We have a bit of projection going on here.
Without courage, no other virtue is worth a damn
I hope you’ll allow a moment of personal indulgence. I’m an historian. I wrote a book largely about alcohol prohibition and the violence associated with it in my hometown of Palatka. It has informed the views that Hunt is trying to exploit for his personal benefit. I know that ending alcohol prohibition in 1933 set off the safest three decades in American history for police and citizens alike. I think that’s an important fact to know. I make no apologies for working hard to know it. That’s the point of education.

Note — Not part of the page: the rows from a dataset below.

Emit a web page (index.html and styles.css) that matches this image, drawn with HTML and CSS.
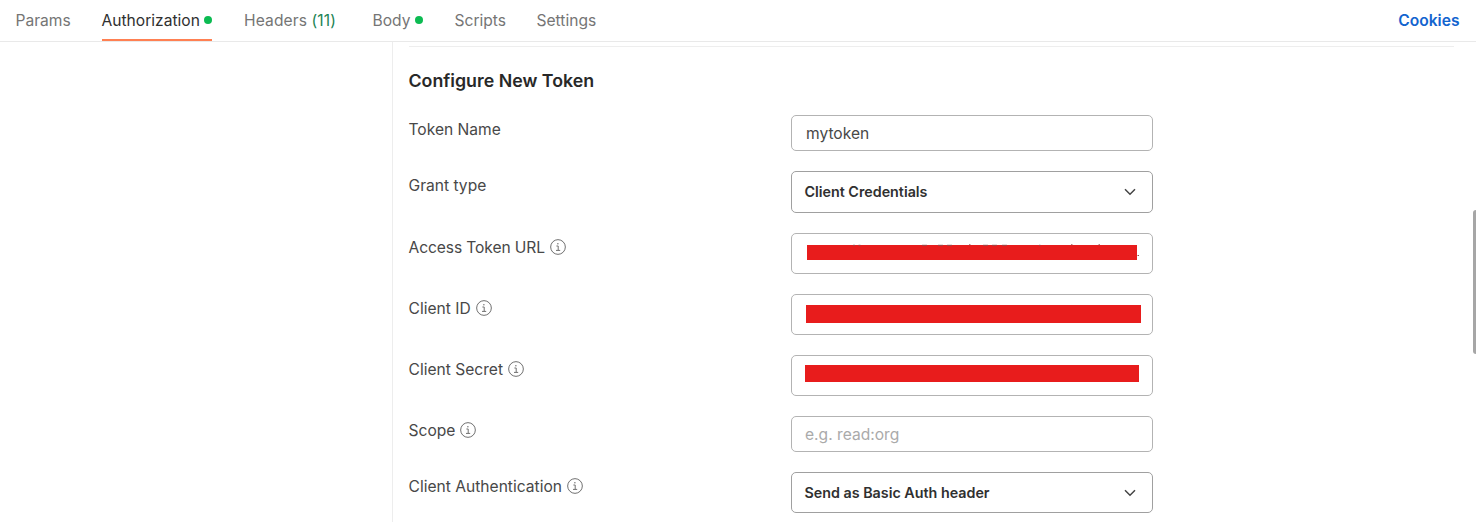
FILE: index.html
```html
<!DOCTYPE html>
<html lang="en">
<head>
<meta charset="utf-8">
<title>Authorization</title>
<link rel="stylesheet" href="styles.css">
</head>
<body>
<svg class="defs" aria-hidden="true">
  <symbol id="info" viewBox="0 0 16 16"><circle cx="8" cy="8" r="7.35"/><path d="M6.4 7h1.8v4.3M6 11.4h4.2"/><circle class="dot-fill" cx="7.9" cy="4.7" r=".75"/></symbol>
  <symbol id="chevron" viewBox="0 0 12 8"><path d="M1 1.2l5 5 5-5"/></symbol>
</svg>
<nav class="tabs">
  <a class="tab params">Params</a>
  <a class="tab active"><span class="auth">Authorization</span><i class="dot"></i></a>
  <a class="tab headers">Headers <span class="count">(11)</span></a>
  <a class="tab body-tab"><span>Body</span><i class="dot"></i></a>
  <a class="tab scripts">Scripts</a>
  <a class="tab">Settings</a>
  <a class="cookies">Cookies</a>
</nav>
<main class="content">
  <aside class="side"></aside>
  <section class="panel">
    <hr class="rule">
    <h2 class="title">Configure New Token</h2>
    <div class="form">
      <div class="row short"><label class="label">Token Name</label><div class="field value">mytoken</div></div>
      <div class="row first-select"><label class="label">Grant type</label><div class="field select"><span>Client Credentials</span><svg class="chevron"><use href="#chevron"/></svg></div></div>
      <div class="row"><label class="label tight">Access Token URL</label><svg class="info"><use href="#info"/></svg>
        <div class="field"><div class="redact url"></div>
          <svg class="tips" viewBox="0 0 336 16"><path d="M46 1.300h2M51.500 1.300h2M115 1.300h5M131 1.300h5M140 1.300h5M162 .8h1.500M176 1.300h5M185 1.300h5M195 1.300h5M232 1.300h1.500M264 .8h1.500M291.500 .8h1.500M330.500 11.500h1.500"/></svg></div></div>
      <div class="row"><label class="label">Client ID</label><svg class="info"><use href="#info"/></svg><div class="field"><div class="redact id"></div></div></div>
      <div class="row"><label class="label">Client Secret</label><svg class="info"><use href="#info"/></svg><div class="field"><div class="redact secret"></div></div></div>
      <div class="row short"><label class="label">Scope</label><svg class="info"><use href="#info"/></svg><div class="field placeholder">e.g. read:org</div></div>
      <div class="row"><label class="label">Client Authentication</label><svg class="info"><use href="#info"/></svg><div class="field select"><span>Send as Basic Auth header</span><svg class="chevron"><use href="#chevron"/></svg></div></div>
    </div>
  </section>
</main>
<div class="scrollbar"></div>
</body>
</html>
```
FILE: styles.css
```css
* { box-sizing: border-box; }
body { margin: 0; width: 1476px; height: 522px; overflow: hidden; background: #fff; font: 15.600px/20px Inter, sans-serif; color: #484848; }
.defs { display: none; }
.tabs { display: flex; height: 42px; padding: 0 16.500px 0 15.500px; border-bottom: 1px solid #e9e9e9; color: #757575; line-height: 22px; }
.tab { display: flex; align-items: center; height: 41px; padding-top: 1px; white-space: pre; }
.params { width: 55px; margin-right: 31px; }
.active { width: 110.500px; margin-right: 32px; color: #303030; border-bottom: 2px solid #ff8052; padding: 3px 0 0; justify-content: space-between; }
.headers { width: 93px; margin-right: 35.500px; letter-spacing: .1px; }
.body-tab { width: 50.500px; margin-right: 31.500px; justify-content: space-between; }
.scripts { width: 51px; margin-right: 31px; }
.count { color: #218354; }
.dot { width: 8px; height: 8px; margin-bottom: 2px; border-radius: 50%; background: #0cbb52; }
.cookies { margin-left: auto; line-height: 42px; font-weight: 600; color: #1264cf; }
.content { display: flex; height: 480px; }
.side { width: 391.500px; }
.panel { flex: 1; border-left: 1px solid #ededed; padding: 4px 22px 0 16px; }
.rule { height: 1px; margin: 0; border: 0; background: #eee; }
.title { margin: 21px 0 22px; font-size: 17.800px; line-height: 25px; font-weight: 600; color: #282828; }
.form { display: flex; flex-direction: column; gap: 20px; }
.row { display: flex; height: 41px; }
.short { height: 36px; }
.first-select { height: 42px; }
.label { margin-top: 5px; white-space: nowrap; }
.tight { letter-spacing: -.1px; }
.info { width: 16px; height: 16px; margin: 6px 0 0 5px; fill: none; stroke: #707070; stroke-width: 1; }
.dot-fill { fill: #707070; stroke: none; }
.field { display: flex; align-items: center; position: relative; width: 362px; margin-left: auto; margin-right: 301px; border: 1px solid #b3b3b3; border-radius: 5px; }
.value { padding: 2px 0 0 14px; }
.placeholder { padding: 2px 0 0 13px; color: #aaa; }
.select { justify-content: space-between; padding: 0 16px 0 12.500px; border: 1.500px solid #a0a0a0; font-size: 14.300px; font-weight: 600; color: #303030; }
.chevron { width: 12px; height: 8px; fill: none; stroke: #444; stroke-width: 1.500; }
.redact { background: #e81c1c; }
.url { width: 330px; height: 15px; margin: 0 0 2px 15px; }
.id { width: 335px; height: 18px; margin: 0 0 2px 14px; }
.secret { width: 334px; height: 17px; margin: 0 0 5px 13px; }
.tips { position: absolute; left: 15px; top: 10px; width: 336px; height: 16px; fill: none; stroke: #954c4c; stroke-width: 1; }
.scrollbar { position: absolute; right: 0; top: 210px; width: 3px; height: 144px; border-radius: 3px 0 0 3px; background: #a6a6a6; }
```
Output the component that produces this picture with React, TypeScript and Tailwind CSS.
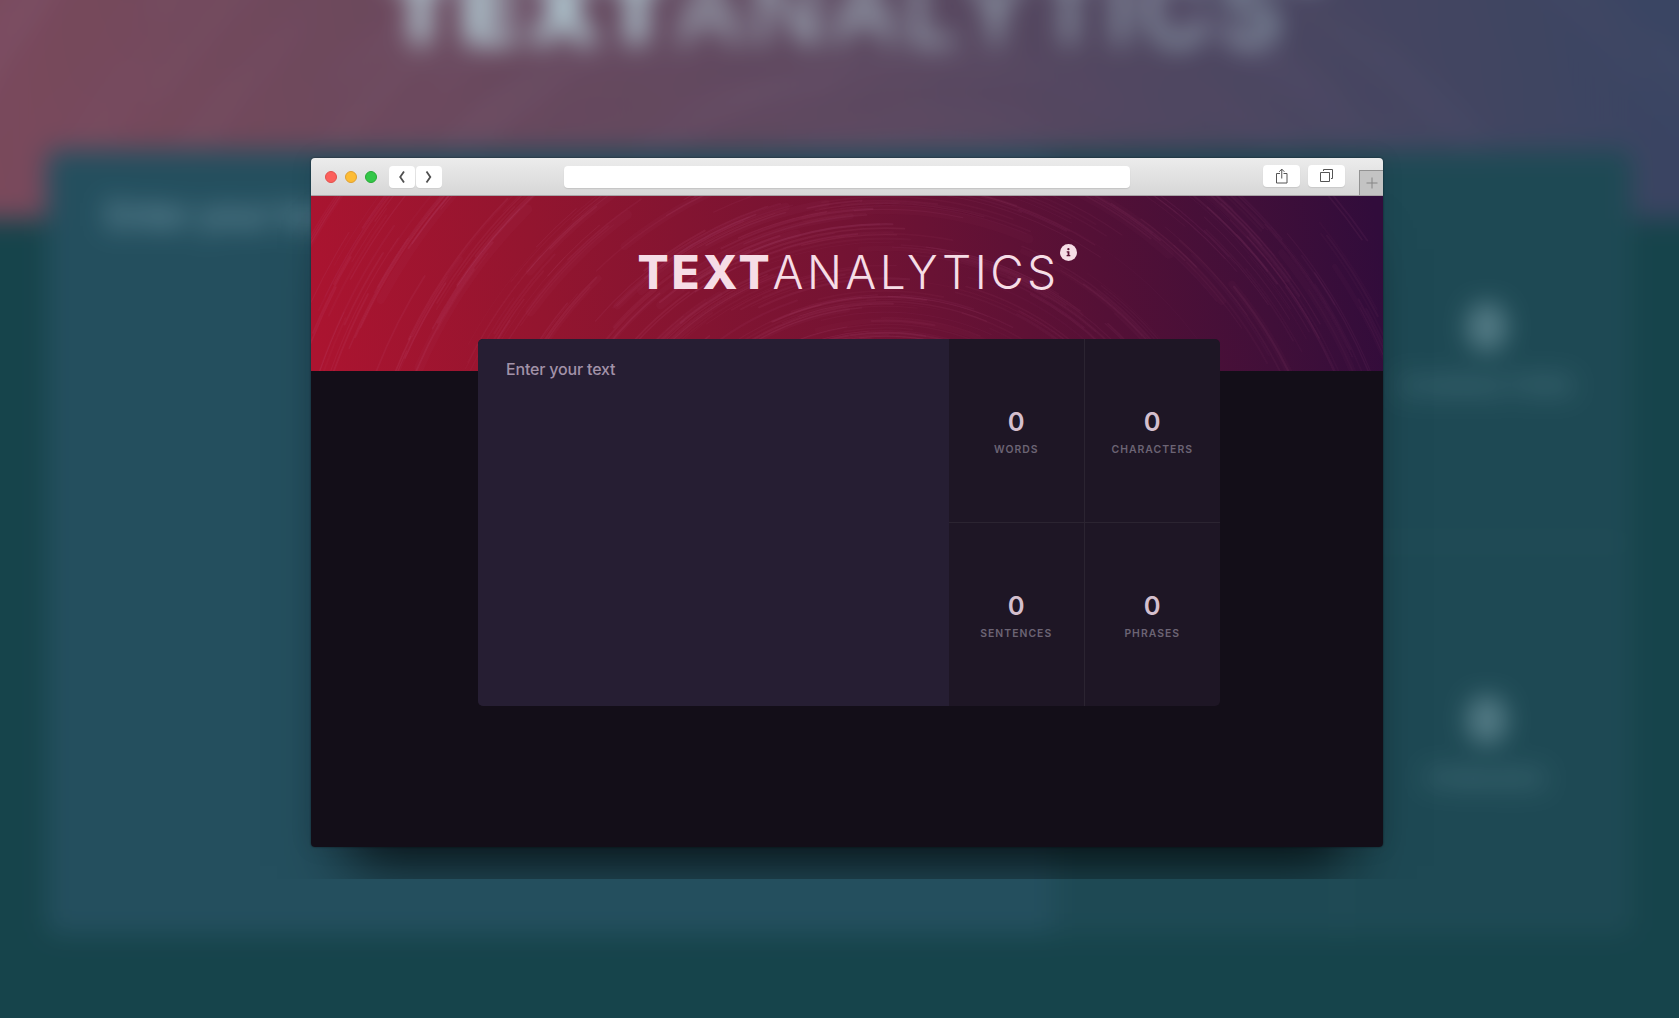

In the process of writing my book, I learned that both of my great grandfathers in 1922, as the Florida Ku Klux Klan rose in power, ran for public office to fight it. Both men lost. They weren’t afraid of losing the fights that need to be fought.
Indeed, one of those great grandfathers, J. V. Walton, spent the next decade of his life risking everything he had to fight — and eventually beat — the Klan.
My grandfather, Bill Townsend, Sr. fought the Nazis in the Hedgerows. My grandfather Woody Pate had a cross burned in his yard in 1960s Shreveport, Louisiana. My father Bill Townsend, Jr. bled in Vietnam, because he went out on strike for better conditions as a teacher in 1968. My entire family helped remove a corrupt sheriff who abused women in 1980s Palatka.
Creation blessed me with a mind that can see hard problems and imagine solutions. But my forebears bequeathed to me the demand that I do something meaningful with it, even if it carries risks. Indeed, J.V. Walton once told my dad that “without courage, no other virtue is worth a damn.”
It’s true that Hunt Berryman’s angry rantings and cash flow don’t measure up to those adversaries. And it’s true that I risk little else but losing. But I love my home and its people. And I’m never afraid to lose on its behalf.
Whatever happens Nov. 8, I will never stop bending my mind toward ideas that could make a better world, country, and community for my children and grandchildren. My family and personal history demands it. On November 9, I’m still going to be me. And Hunt will still be Hunt. This election has shown me that I like my side of that.